この制度は、契約の安全性と取引の信頼性を確保するために、無効な行為や瑕疵ある意思表示に対して適正な救済措置を講じ、同時に第三者の保護とのバランスをとることを目的としています。
追記
民法第百二十一条の二では、「無効な行為に基づく債務の履行として給付を受けた者は、相手方を原状に復させる義務を負う」と規定されています。ここでいう「無効な行為」は、たとえば意思表示の瑕疵や契約そのものが無効とされる場合など、無効と判断されるすべての法律行為を含みます。
具体例:車両保険会社が背任し被保険者へ本来支払う事のない保険金を給付したケース
保険会社が保険約款に背いて、本来支払う必要のない保険金を故意に第三者(修理会社など)に給付した場合について考えてみましょう。

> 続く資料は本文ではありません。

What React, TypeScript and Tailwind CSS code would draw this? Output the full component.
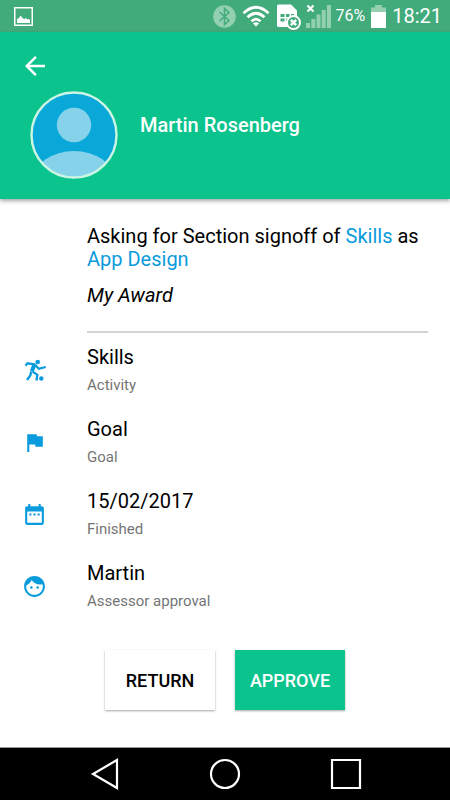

もしその支払いが、契約上の根拠や法令に照らして無効な法律行為(故意に事故を起こしそれを秘すなど)に基づくものであると判断されれば、その保険金は「無効な給付」となります。その結果、受け取った第三者は民法第百二十一条の二に従い、原状回復の義務、つまり受領した給付の範囲内で返還する義務が生じる可能性があります。
ただし、この判断は具体的な事情によります。たとえば、第三者がその給付が無効であることを受領時に善意でかつ過失なく知らなかった場合には、返還義務の適用範囲が限定されたり責任の所在が詐欺行為を働いた被保険者へ帰属することも考えられます。
まとめると
• 範囲について
「無効な給付」は代理人に限らず、無効とされるすべての法律行為に基づいて行われた給付(つまり、金銭、物品、その他の履行行為)を含む、広範な概念です。
このように、無効な給付の概念は、行為の無効性に基づいて生じた履行全体に適用され、第三者保護や善意保護の要件と合わせて、実務上の返還義務の範囲が決定されることになります。